## DIRECTIONS FOR THIS TASK:
Using the data below, return word for word every line from the one holding "Reproduce this screenshot" down to the one holding "left-[309px] top-[50px] w-[6px]". Leave pictures out.

[start of DATASET EXCERPTS]

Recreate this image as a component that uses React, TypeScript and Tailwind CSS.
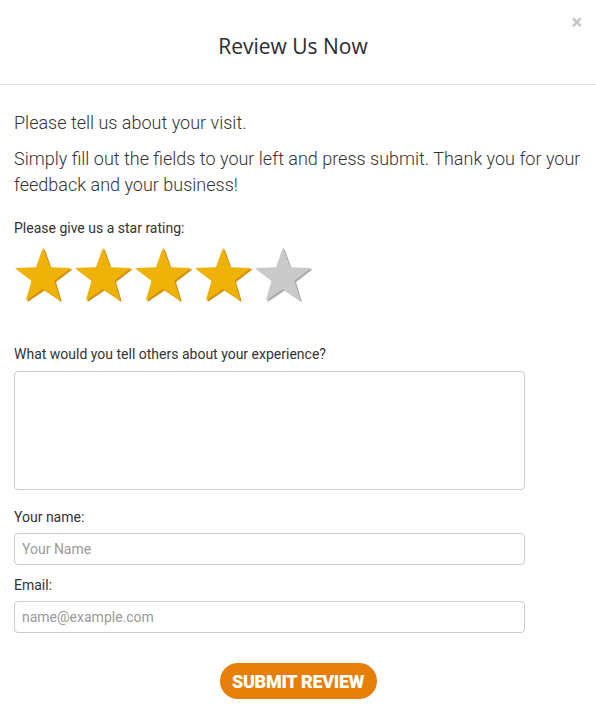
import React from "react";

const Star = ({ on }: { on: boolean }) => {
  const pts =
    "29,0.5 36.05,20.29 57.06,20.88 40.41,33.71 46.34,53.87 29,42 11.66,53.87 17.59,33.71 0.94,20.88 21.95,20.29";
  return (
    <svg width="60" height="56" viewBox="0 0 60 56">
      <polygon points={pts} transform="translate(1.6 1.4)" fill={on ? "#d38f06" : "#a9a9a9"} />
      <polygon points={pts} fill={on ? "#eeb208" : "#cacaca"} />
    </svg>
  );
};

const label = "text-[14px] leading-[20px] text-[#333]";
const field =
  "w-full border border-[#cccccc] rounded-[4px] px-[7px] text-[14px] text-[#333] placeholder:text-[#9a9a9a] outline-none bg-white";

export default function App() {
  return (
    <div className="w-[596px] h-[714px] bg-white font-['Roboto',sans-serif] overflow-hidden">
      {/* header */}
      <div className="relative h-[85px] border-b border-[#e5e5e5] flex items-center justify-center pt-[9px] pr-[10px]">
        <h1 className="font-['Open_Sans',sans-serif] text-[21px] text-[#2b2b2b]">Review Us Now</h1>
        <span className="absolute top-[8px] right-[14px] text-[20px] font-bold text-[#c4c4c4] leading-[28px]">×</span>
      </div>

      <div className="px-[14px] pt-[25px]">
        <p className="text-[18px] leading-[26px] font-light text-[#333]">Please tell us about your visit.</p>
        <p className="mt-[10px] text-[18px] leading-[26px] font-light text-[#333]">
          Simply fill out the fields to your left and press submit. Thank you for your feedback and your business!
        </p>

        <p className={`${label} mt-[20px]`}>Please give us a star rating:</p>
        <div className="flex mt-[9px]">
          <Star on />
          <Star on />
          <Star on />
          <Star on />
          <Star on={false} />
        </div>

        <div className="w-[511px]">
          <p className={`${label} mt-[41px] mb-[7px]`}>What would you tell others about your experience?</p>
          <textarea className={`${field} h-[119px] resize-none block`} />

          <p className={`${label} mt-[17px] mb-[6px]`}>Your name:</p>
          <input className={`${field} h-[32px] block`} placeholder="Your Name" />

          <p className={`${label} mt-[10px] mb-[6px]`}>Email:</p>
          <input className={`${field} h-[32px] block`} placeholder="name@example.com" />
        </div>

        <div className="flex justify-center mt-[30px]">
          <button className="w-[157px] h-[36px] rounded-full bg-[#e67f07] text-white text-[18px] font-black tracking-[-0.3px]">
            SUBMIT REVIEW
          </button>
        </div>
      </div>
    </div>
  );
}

[end of DATASET EXCERPTS]
[start of DATASET EXCERPTS]

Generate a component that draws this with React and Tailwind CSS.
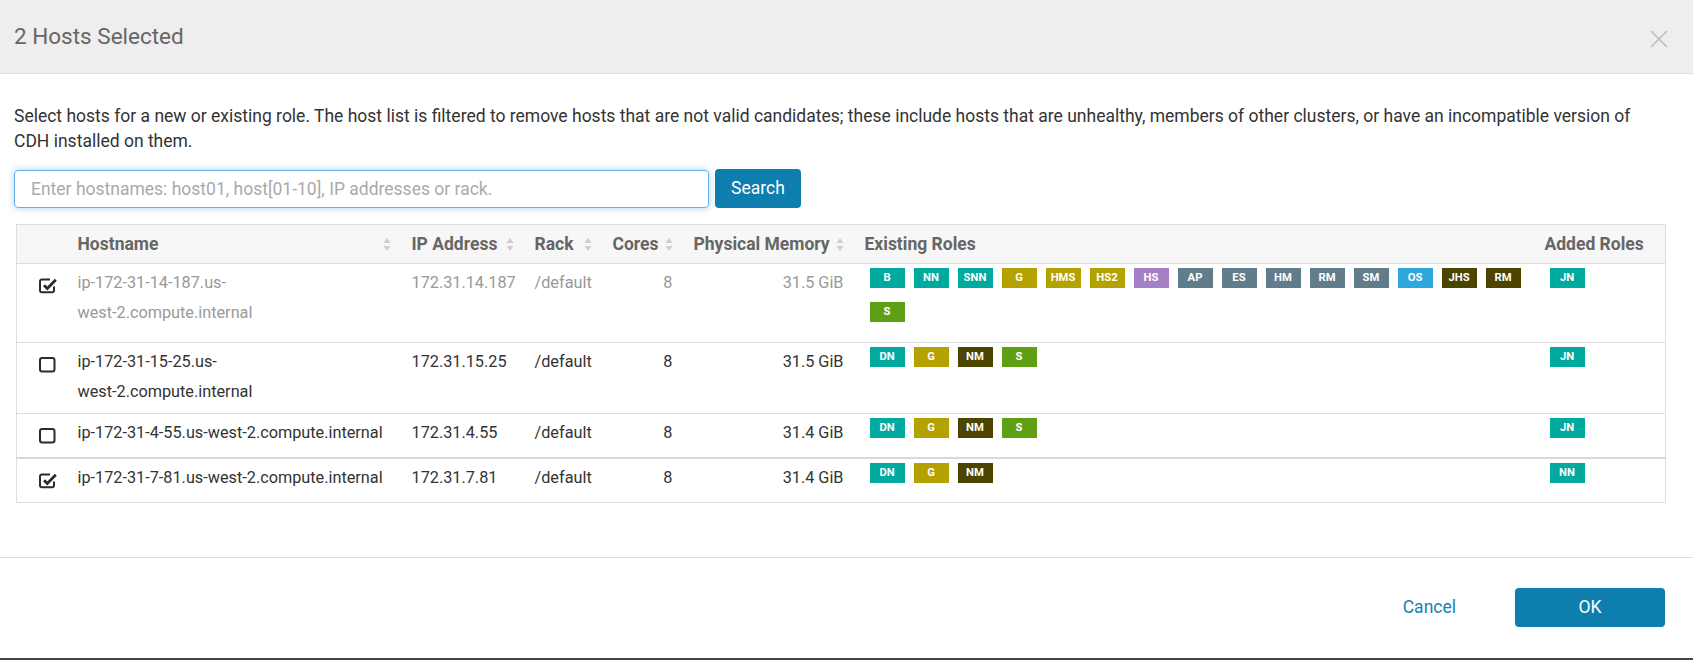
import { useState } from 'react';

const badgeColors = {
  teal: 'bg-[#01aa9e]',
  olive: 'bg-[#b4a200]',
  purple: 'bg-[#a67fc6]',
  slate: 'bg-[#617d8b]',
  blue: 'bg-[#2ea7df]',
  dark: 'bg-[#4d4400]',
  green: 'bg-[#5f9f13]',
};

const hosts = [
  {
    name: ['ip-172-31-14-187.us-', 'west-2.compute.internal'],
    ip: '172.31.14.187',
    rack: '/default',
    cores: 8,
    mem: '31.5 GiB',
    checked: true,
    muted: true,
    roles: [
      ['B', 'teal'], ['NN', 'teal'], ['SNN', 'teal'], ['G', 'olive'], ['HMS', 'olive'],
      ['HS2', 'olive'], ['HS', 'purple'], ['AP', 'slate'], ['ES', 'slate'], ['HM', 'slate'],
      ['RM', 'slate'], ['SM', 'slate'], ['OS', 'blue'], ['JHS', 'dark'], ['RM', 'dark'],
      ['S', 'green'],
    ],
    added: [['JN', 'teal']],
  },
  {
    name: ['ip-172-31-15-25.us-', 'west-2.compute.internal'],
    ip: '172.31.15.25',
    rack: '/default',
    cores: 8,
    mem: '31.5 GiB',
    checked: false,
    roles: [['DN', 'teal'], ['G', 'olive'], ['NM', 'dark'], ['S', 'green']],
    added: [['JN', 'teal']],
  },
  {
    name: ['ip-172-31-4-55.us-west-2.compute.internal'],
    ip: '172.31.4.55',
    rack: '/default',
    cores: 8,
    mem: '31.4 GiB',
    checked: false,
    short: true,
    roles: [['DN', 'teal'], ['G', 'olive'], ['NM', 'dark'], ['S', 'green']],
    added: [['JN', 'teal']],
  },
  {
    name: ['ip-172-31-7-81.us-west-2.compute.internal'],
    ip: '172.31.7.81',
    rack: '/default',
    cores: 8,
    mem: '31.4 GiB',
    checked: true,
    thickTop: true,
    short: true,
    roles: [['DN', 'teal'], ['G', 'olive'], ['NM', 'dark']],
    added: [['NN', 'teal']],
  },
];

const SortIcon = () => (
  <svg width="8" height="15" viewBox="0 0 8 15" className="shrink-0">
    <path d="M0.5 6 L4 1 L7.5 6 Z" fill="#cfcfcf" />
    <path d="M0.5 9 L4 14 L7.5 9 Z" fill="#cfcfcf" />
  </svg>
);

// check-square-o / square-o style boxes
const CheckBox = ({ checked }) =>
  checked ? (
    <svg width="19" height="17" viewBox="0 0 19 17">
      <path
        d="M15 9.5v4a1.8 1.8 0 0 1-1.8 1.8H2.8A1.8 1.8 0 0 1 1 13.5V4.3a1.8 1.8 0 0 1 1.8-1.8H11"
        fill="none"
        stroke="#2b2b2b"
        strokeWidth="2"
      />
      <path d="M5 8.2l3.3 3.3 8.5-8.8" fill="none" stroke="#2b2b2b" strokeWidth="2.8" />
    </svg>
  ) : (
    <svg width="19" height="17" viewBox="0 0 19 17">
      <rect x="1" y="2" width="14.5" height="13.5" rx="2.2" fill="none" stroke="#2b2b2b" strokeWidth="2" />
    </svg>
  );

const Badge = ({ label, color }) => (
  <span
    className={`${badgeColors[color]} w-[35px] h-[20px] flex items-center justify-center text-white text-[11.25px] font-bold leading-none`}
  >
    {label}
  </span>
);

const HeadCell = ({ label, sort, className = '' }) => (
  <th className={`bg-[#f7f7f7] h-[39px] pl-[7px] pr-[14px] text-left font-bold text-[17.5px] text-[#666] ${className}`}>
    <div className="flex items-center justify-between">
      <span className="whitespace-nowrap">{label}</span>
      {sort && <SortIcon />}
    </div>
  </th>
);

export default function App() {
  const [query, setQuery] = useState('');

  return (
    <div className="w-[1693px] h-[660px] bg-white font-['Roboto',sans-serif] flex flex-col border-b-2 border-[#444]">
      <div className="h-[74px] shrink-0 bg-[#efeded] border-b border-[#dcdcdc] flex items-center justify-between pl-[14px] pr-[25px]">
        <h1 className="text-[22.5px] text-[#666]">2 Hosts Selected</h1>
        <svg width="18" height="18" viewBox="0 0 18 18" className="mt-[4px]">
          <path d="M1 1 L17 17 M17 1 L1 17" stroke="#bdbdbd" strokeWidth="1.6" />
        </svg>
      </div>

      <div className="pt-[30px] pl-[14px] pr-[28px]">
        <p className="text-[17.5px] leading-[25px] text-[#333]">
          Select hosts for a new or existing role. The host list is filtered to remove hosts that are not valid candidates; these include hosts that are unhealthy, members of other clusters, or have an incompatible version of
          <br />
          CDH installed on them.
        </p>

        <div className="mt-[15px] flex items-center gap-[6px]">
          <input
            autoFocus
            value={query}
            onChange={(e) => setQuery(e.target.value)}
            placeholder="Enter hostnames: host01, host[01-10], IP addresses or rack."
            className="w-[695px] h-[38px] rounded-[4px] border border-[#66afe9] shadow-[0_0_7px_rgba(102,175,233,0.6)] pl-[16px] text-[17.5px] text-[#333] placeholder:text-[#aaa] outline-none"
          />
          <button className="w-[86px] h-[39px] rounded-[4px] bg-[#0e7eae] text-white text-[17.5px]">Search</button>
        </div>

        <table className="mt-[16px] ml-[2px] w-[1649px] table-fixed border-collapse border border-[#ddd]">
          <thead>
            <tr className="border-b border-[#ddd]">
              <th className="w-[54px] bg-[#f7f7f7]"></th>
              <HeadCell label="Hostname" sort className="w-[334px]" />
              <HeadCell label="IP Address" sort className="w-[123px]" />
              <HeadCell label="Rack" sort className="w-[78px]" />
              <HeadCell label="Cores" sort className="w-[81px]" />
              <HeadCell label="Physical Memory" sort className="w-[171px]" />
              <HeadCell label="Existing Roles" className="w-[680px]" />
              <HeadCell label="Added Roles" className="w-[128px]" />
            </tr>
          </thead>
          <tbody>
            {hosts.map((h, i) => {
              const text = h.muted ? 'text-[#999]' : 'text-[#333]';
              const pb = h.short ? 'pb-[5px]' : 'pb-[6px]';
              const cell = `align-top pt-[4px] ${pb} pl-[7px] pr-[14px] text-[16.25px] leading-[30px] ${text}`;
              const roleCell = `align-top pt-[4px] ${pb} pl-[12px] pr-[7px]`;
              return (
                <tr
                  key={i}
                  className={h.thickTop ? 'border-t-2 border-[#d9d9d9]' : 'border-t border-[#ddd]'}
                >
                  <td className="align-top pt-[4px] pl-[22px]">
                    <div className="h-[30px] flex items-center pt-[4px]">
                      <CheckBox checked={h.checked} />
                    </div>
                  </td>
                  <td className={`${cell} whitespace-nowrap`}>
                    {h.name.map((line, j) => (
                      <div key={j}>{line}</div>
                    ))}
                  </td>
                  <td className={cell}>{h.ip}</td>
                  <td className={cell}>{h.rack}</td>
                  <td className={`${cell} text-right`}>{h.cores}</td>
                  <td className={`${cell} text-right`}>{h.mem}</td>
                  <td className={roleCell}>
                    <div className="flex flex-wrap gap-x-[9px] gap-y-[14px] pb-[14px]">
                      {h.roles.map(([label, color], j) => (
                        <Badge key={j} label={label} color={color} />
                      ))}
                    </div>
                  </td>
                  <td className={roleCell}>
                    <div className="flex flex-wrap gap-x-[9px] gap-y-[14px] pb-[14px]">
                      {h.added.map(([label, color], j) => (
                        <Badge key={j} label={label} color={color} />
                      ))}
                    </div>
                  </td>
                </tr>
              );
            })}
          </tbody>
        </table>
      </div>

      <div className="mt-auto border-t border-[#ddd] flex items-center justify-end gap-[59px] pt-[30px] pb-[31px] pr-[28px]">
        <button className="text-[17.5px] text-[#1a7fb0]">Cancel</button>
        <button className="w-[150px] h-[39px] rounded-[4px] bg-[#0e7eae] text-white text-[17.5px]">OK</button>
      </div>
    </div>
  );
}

[end of DATASET EXCERPTS]
[start of DATASET EXCERPTS]

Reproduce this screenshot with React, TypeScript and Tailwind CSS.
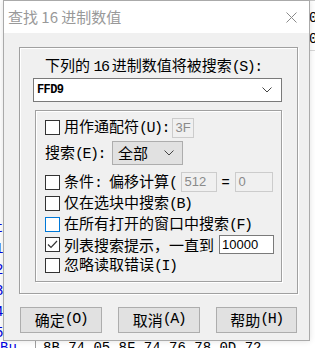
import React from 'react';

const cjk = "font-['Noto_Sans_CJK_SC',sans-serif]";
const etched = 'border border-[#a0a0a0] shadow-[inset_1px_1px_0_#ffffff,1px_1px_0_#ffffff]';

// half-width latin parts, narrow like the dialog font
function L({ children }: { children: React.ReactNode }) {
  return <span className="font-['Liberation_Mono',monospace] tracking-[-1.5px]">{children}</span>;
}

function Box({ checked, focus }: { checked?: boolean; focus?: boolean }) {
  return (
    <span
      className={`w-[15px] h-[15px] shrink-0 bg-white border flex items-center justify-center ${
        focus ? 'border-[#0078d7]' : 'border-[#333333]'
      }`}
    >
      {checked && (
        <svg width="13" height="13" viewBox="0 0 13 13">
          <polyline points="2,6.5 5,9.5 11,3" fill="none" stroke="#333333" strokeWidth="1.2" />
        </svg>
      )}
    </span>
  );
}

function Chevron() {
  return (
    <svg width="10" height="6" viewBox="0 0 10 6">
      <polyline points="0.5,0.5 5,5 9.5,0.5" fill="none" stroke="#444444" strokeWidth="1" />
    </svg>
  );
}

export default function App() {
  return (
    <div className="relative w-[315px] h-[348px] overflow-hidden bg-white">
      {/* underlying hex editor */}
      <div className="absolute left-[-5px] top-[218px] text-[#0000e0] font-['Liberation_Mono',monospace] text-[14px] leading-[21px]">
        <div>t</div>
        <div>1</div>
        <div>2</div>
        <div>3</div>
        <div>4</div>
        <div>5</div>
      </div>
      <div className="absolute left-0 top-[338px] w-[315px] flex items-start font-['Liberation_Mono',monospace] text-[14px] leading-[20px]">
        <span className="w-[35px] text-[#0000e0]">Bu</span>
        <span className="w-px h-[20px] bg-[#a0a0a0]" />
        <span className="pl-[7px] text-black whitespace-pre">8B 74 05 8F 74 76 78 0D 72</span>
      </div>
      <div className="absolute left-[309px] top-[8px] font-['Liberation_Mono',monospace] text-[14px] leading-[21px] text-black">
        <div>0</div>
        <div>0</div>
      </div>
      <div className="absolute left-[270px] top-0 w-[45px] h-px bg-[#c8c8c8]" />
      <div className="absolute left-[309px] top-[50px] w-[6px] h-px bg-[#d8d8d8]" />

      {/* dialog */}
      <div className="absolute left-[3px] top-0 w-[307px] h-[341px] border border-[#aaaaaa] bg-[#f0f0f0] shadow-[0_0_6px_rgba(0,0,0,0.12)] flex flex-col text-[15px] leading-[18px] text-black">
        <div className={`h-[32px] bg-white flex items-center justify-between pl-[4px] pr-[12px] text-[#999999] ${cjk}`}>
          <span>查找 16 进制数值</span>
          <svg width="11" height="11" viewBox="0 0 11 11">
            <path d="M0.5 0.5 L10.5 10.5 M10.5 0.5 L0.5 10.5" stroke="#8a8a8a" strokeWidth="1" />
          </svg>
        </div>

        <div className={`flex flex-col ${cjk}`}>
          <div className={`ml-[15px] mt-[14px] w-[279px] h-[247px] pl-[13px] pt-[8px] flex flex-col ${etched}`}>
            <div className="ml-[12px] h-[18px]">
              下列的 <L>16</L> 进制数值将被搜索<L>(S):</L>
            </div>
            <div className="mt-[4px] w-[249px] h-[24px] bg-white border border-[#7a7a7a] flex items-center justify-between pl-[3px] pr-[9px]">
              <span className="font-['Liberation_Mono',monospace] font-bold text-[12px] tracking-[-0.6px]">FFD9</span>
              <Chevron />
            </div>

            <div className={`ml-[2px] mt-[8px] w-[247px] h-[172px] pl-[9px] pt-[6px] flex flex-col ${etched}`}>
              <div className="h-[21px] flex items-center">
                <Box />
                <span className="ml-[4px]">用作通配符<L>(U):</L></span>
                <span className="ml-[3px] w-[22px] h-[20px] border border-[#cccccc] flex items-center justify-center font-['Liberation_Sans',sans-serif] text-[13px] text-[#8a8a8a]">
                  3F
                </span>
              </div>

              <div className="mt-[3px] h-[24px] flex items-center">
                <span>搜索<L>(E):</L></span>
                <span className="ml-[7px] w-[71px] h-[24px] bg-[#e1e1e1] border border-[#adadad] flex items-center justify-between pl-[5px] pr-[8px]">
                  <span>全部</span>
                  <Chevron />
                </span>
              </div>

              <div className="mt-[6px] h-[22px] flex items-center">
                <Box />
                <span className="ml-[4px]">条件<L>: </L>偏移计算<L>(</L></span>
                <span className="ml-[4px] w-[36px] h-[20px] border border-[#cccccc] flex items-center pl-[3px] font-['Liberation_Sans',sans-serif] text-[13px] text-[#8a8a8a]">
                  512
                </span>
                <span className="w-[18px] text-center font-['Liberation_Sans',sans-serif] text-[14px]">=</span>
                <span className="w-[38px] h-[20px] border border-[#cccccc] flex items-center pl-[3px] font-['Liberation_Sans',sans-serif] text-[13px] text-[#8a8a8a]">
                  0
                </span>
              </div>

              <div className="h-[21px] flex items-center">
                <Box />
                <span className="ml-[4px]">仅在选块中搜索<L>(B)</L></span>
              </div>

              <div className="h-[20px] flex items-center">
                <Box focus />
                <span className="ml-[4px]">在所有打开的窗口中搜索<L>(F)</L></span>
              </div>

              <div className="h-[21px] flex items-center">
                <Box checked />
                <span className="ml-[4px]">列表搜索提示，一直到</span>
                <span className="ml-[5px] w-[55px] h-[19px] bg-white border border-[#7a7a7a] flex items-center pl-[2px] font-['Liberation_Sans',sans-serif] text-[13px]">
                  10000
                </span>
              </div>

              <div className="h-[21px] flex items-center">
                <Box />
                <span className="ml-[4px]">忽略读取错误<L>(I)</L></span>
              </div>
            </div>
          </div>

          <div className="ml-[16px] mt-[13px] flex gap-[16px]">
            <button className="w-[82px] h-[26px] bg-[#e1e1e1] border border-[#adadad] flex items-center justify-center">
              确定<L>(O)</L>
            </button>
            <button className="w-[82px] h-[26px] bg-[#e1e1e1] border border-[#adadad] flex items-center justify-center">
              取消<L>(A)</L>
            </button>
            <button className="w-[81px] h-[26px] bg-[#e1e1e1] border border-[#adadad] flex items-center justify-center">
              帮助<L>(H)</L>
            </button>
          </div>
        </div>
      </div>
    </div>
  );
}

[end of DATASET EXCERPTS]

## FULL ANSWER:
Reproduce this screenshot with React, TypeScript and Tailwind CSS.
import React from 'react';

const cjk = "font-['Noto_Sans_CJK_SC',sans-serif]";
const etched = 'border border-[#a0a0a0] shadow-[inset_1px_1px_0_#ffffff,1px_1px_0_#ffffff]';

// half-width latin parts, narrow like the dialog font
function L({ children }: { children: React.ReactNode }) {
  return <span className="font-['Liberation_Mono',monospace] tracking-[-1.5px]">{children}</span>;
}

function Box({ checked, focus }: { checked?: boolean; focus?: boolean }) {
  return (
    <span
      className={`w-[15px] h-[15px] shrink-0 bg-white border flex items-center justify-center ${
        focus ? 'border-[#0078d7]' : 'border-[#333333]'
      }`}
    >
      {checked && (
        <svg width="13" height="13" viewBox="0 0 13 13">
          <polyline points="2,6.5 5,9.5 11,3" fill="none" stroke="#333333" strokeWidth="1.2" />
        </svg>
      )}
    </span>
  );
}

function Chevron() {
  return (
    <svg width="10" height="6" viewBox="0 0 10 6">
      <polyline points="0.5,0.5 5,5 9.5,0.5" fill="none" stroke="#444444" strokeWidth="1" />
    </svg>
  );
}

export default function App() {
  return (
    <div className="relative w-[315px] h-[348px] overflow-hidden bg-white">
      {/* underlying hex editor */}
      <div className="absolute left-[-5px] top-[218px] text-[#0000e0] font-['Liberation_Mono',monospace] text-[14px] leading-[21px]">
        <div>t</div>
        <div>1</div>
        <div>2</div>
        <div>3</div>
        <div>4</div>
        <div>5</div>
      </div>
      <div className="absolute left-0 top-[338px] w-[315px] flex items-start font-['Liberation_Mono',monospace] text-[14px] leading-[20px]">
        <span className="w-[35px] text-[#0000e0]">Bu</span>
        <span className="w-px h-[20px] bg-[#a0a0a0]" />
        <span className="pl-[7px] text-black whitespace-pre">8B 74 05 8F 74 76 78 0D 72</span>
      </div>
      <div className="absolute left-[309px] top-[8px] font-['Liberation_Mono',monospace] text-[14px] leading-[21px] text-black">
        <div>0</div>
        <div>0</div>
      </div>
      <div className="absolute left-[270px] top-0 w-[45px] h-px bg-[#c8c8c8]" />
      <div className="absolute left-[309px] top-[50px] w-[6px] h-px bg-[#d8d8d8]" />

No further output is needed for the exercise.